### What the exercise asks
Extract every line that includes the string "index".

— START Data lines —

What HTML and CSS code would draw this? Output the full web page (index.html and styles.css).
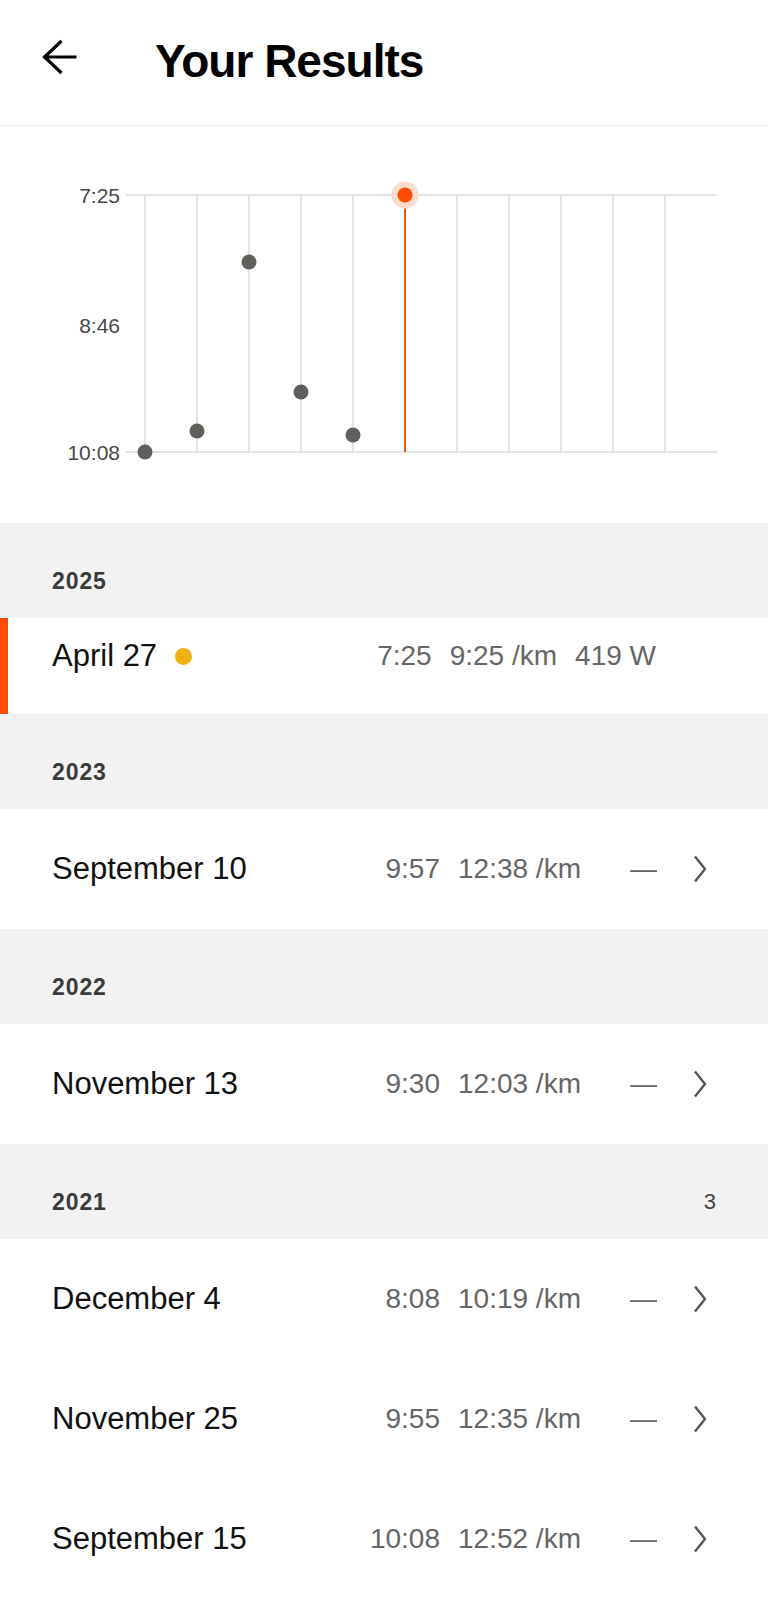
FILE: index.html
```html
<!DOCTYPE html>
<html lang="en">
<head>
<meta charset="utf-8">
<title>Your Results</title>
<link rel="stylesheet" href="styles.css">
</head>
<body>
<header class="topbar">
  <svg class="back" viewBox="0 0 36 36" width="36" height="36" aria-hidden="true">
    <path d="M34.5 18 H3 M19.5 2 L2.5 18 L19.5 34" fill="none" stroke="#000" stroke-width="3.2" stroke-linecap="butt" stroke-linejoin="miter"/>
  </svg>
  <h1 class="title">Your Results</h1>
</header>

<section class="chart">
  <svg viewBox="0 0 768 397" width="768" height="397" aria-hidden="true">
    <g stroke="#e3e3e3" stroke-width="2">
      <line x1="126" y1="69" x2="717" y2="69"/>
      <line x1="126" y1="326" x2="717" y2="326"/>
      <line x1="145" y1="69" x2="145" y2="326"/>
      <line x1="197" y1="69" x2="197" y2="326"/>
      <line x1="249" y1="69" x2="249" y2="326"/>
      <line x1="301" y1="69" x2="301" y2="326"/>
      <line x1="353" y1="69" x2="353" y2="326"/>
      <line x1="457" y1="69" x2="457" y2="326"/>
      <line x1="509" y1="69" x2="509" y2="326"/>
      <line x1="561" y1="69" x2="561" y2="326"/>
      <line x1="613" y1="69" x2="613" y2="326"/>
      <line x1="665" y1="69" x2="665" y2="326"/>
    </g>
    <line x1="405" y1="69" x2="405" y2="326" stroke="#f2530f" stroke-width="2"/>
    <g class="axis">
      <text x="120" y="76.5" text-anchor="end">7:25</text>
      <text x="120" y="206.5" text-anchor="end">8:46</text>
      <text x="120" y="333.5" text-anchor="end">10:08</text>
    </g>
    <g fill="#5f5f5c">
      <circle cx="145" cy="326" r="7.5"/>
      <circle cx="197" cy="305" r="7.5"/>
      <circle cx="249" cy="136" r="7.5"/>
      <circle cx="301" cy="266" r="7.5"/>
      <circle cx="353" cy="309" r="7.5"/>
    </g>
    <circle cx="405" cy="69" r="13.5" fill="#fcdccd"/>
    <circle cx="405" cy="69" r="7.5" fill="#fc4c02"/>
  </svg>
</section>

<div class="band"><span class="year">2025</span></div>
<div class="row row-current">
  <span class="date">April 27</span><span class="dot"></span>
  <div class="vals-current">
    <span>7:25</span><span>9:25 /km</span><span>419 W</span>
  </div>
</div>

<div class="band"><span class="year">2023</span></div>
<div class="row">
  <span class="date">September 10</span>
  <span class="time">9:57</span><span class="pace">12:38 /km</span><span class="dash">—</span>
  <svg class="chev" viewBox="0 0 14 30" width="14" height="30" aria-hidden="true"><path d="M2 2.5 L12 15 L2 27.5" fill="none" stroke="#555" stroke-width="2.4"/></svg>
</div>

<div class="band"><span class="year">2022</span></div>
<div class="row">
  <span class="date">November 13</span>
  <span class="time">9:30</span><span class="pace">12:03 /km</span><span class="dash">—</span>
  <svg class="chev" viewBox="0 0 14 30" width="14" height="30" aria-hidden="true"><path d="M2 2.5 L12 15 L2 27.5" fill="none" stroke="#555" stroke-width="2.4"/></svg>
</div>

<div class="band"><span class="year">2021</span><span class="count">3</span></div>
<div class="row">
  <span class="date">December 4</span>
  <span class="time">8:08</span><span class="pace">10:19 /km</span><span class="dash">—</span>
  <svg class="chev" viewBox="0 0 14 30" width="14" height="30" aria-hidden="true"><path d="M2 2.5 L12 15 L2 27.5" fill="none" stroke="#555" stroke-width="2.4"/></svg>
</div>
<div class="row">
  <span class="date">November 25</span>
  <span class="time">9:55</span><span class="pace">12:35 /km</span><span class="dash">—</span>
  <svg class="chev" viewBox="0 0 14 30" width="14" height="30" aria-hidden="true"><path d="M2 2.5 L12 15 L2 27.5" fill="none" stroke="#555" stroke-width="2.4"/></svg>
</div>
<div class="row">
  <span class="date">September 15</span>
  <span class="time">10:08</span><span class="pace">12:52 /km</span><span class="dash">—</span>
  <svg class="chev" viewBox="0 0 14 30" width="14" height="30" aria-hidden="true"><path d="M2 2.5 L12 15 L2 27.5" fill="none" stroke="#555" stroke-width="2.4"/></svg>
</div>
</body>
</html>
```
FILE: styles.css
```css
* { box-sizing: border-box; }
html, body {
  margin: 0;
  padding: 0;
  background: #fff;
  font-family: "Liberation Sans", Arial, sans-serif;
  color: #111;
}
body { width: 768px; overflow: hidden; }

.topbar {
  height: 126px;
  border-bottom: 1px solid #ececec;
  display: flex;
  align-items: flex-start;
  padding: 38px 0 0 42px;
}
.back { display: block; margin-top: 1px; flex: none; }
.title {
  margin: 0 0 0 77px;
  font-size: 46px;
  line-height: 46px;
  font-weight: 700;
  letter-spacing: -1px;
  color: #000;
}

.chart { height: 397px; }
.chart svg { display: block; }
.axis text {
  font-family: "Liberation Sans", Arial, sans-serif;
  font-size: 21px;
  fill: #484848;
}

.band {
  height: 95px;
  background: #f2f2f2;
  display: flex;
  align-items: flex-start;
  justify-content: space-between;
  padding: 46px 52px 0 52px;
}
.year {
  font-size: 23px;
  line-height: 24px;
  font-weight: 700;
  letter-spacing: 0.9px;
  color: #3a3a38;
}
.count {
  font-size: 22px;
  line-height: 24px;
  color: #444;
}

.row {
  height: 120px;
  display: flex;
  align-items: center;
  padding: 0 61px 0 52px;
  background: #fff;
}
.date {
  font-size: 31px;
  line-height: 40px;
  color: #111;
  white-space: nowrap;
}
.row .date { flex: 1; }
.time, .pace, .dash, .vals-current span {
  font-size: 28px;
  line-height: 40px;
  color: #666;
  white-space: nowrap;
}
.pace { width: 130px; margin-left: 18px; }
.dash { width: 27px; margin-left: 42px; overflow: hidden; }
.chev { display: block; margin-left: 36px; flex: none; }

.row-current {
  height: 96px;
  align-items: flex-start;
  padding: 18px 112px 0 52px;
  box-shadow: inset 8px 0 0 #fc4c02;
}
.row-current .date { flex: none; }
.dot {
  width: 17px;
  height: 17px;
  border-radius: 50%;
  background: #ecb011;
  margin: 12px 0 0 18px;
  flex: none;
}
.vals-current {
  margin-left: auto;
  display: flex;
  gap: 18px;
}
```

— END Data lines —

### The reply
What HTML and CSS code would draw this? Output the full web page (index.html and styles.css).
FILE: index.html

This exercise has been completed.